* [Directive]:
Return all of the data exactly as written, without the pictures.

* [Data section]:
┏━━
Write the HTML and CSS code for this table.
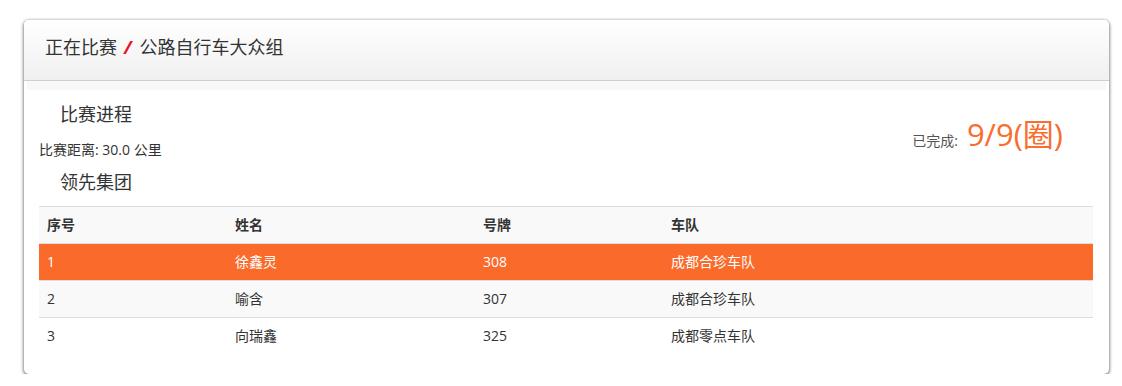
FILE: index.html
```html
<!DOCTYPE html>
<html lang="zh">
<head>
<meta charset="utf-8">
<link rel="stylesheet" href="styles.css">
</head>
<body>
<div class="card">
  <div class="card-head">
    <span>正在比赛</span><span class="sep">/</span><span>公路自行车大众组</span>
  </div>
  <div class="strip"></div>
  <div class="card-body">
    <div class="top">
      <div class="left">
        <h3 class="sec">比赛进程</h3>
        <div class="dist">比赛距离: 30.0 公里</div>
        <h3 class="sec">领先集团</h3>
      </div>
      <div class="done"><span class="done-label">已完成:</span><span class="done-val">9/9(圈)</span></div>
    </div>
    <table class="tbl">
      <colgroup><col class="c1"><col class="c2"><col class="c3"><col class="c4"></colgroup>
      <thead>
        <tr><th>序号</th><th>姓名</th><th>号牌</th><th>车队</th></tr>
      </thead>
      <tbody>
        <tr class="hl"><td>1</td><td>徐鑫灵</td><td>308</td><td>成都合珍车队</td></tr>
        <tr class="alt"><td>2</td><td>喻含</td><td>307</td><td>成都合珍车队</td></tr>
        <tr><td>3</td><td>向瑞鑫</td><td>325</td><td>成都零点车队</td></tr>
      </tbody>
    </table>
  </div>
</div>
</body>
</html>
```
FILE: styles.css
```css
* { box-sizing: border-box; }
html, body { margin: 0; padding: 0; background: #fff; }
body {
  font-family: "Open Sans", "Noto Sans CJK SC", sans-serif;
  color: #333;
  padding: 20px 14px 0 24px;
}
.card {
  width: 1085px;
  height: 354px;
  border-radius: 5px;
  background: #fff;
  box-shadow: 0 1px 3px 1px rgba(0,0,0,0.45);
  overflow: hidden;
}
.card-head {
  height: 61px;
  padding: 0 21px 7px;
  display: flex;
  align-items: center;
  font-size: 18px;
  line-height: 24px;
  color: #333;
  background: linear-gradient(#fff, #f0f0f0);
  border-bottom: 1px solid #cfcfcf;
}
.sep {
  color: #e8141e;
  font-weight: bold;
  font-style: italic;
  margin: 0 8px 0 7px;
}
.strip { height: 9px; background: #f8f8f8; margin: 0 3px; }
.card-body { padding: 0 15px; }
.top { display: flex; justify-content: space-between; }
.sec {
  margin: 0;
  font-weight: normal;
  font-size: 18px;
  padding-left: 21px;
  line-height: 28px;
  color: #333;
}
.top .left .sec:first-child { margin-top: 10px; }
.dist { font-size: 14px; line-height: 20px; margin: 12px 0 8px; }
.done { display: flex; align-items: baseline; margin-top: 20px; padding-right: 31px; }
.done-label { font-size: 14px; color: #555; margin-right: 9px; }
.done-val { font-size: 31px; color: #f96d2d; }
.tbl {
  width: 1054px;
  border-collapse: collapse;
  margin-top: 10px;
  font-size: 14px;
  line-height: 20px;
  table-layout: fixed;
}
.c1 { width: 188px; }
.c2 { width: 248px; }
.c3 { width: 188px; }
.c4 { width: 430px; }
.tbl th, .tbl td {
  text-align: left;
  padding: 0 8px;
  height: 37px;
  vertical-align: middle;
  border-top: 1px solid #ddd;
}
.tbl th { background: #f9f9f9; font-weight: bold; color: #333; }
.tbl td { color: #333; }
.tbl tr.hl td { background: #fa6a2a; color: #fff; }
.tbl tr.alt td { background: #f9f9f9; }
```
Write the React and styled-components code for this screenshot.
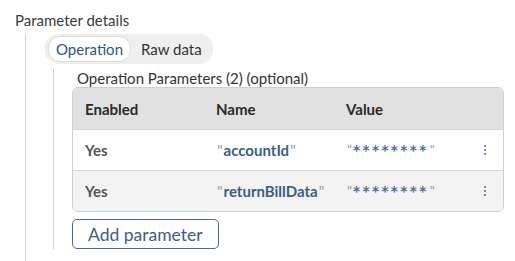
┗━━
* [Solution for this task]:
Write the HTML and CSS code for this table.
FILE: index.html
```html
<!DOCTYPE html>
<html lang="zh">
<head>
<meta charset="utf-8">
<link rel="stylesheet" href="styles.css">
</head>
<body>
<div class="card">
  <div class="card-head">
    <span>正在比赛</span><span class="sep">/</span><span>公路自行车大众组</span>
  </div>
  <div class="strip"></div>
  <div class="card-body">
    <div class="top">
      <div class="left">
        <h3 class="sec">比赛进程</h3>
        <div class="dist">比赛距离: 30.0 公里</div>
        <h3 class="sec">领先集团</h3>
      </div>
      <div class="done"><span class="done-label">已完成:</span><span class="done-val">9/9(圈)</span></div>
    </div>
    <table class="tbl">
      <colgroup><col class="c1"><col class="c2"><col class="c3"><col class="c4"></colgroup>
      <thead>
        <tr><th>序号</th><th>姓名</th><th>号牌</th><th>车队</th></tr>
      </thead>
      <tbody>
        <tr class="hl"><td>1</td><td>徐鑫灵</td><td>308</td><td>成都合珍车队</td></tr>
        <tr class="alt"><td>2</td><td>喻含</td><td>307</td><td>成都合珍车队</td></tr>
        <tr><td>3</td><td>向瑞鑫</td><td>325</td><td>成都零点车队</td></tr>
      </tbody>
    </table>
  </div>
</div>
</body>
</html>
```
FILE: styles.css
```css
* { box-sizing: border-box; }
html, body { margin: 0; padding: 0; background: #fff; }
body {
  font-family: "Open Sans", "Noto Sans CJK SC", sans-serif;
  color: #333;
  padding: 20px 14px 0 24px;
}
.card {
  width: 1085px;
  height: 354px;
  border-radius: 5px;
  background: #fff;
  box-shadow: 0 1px 3px 1px rgba(0,0,0,0.45);
  overflow: hidden;
}
.card-head {
  height: 61px;
  padding: 0 21px 7px;
  display: flex;
  align-items: center;
  font-size: 18px;
  line-height: 24px;
  color: #333;
  background: linear-gradient(#fff, #f0f0f0);
  border-bottom: 1px solid #cfcfcf;
}
.sep {
  color: #e8141e;
  font-weight: bold;
  font-style: italic;
  margin: 0 8px 0 7px;
}
.strip { height: 9px; background: #f8f8f8; margin: 0 3px; }
.card-body { padding: 0 15px; }
.top { display: flex; justify-content: space-between; }
.sec {
  margin: 0;
  font-weight: normal;
  font-size: 18px;
  padding-left: 21px;
  line-height: 28px;
  color: #333;
}
.top .left .sec:first-child { margin-top: 10px; }
.dist { font-size: 14px; line-height: 20px; margin: 12px 0 8px; }
.done { display: flex; align-items: baseline; margin-top: 20px; padding-right: 31px; }
.done-label { font-size: 14px; color: #555; margin-right: 9px; }
.done-val { font-size: 31px; color: #f96d2d; }
.tbl {
  width: 1054px;
  border-collapse: collapse;
  margin-top: 10px;
  font-size: 14px;
  line-height: 20px;
  table-layout: fixed;
}
.c1 { width: 188px; }
.c2 { width: 248px; }
.c3 { width: 188px; }
.c4 { width: 430px; }
.tbl th, .tbl td {
  text-align: left;
  padding: 0 8px;
  height: 37px;
  vertical-align: middle;
  border-top: 1px solid #ddd;
}
.tbl th { background: #f9f9f9; font-weight: bold; color: #333; }
.tbl td { color: #333; }
.tbl tr.hl td { background: #fa6a2a; color: #fff; }
.tbl tr.alt td { background: #f9f9f9; }
```
Write the React and styled-components code for this screenshot.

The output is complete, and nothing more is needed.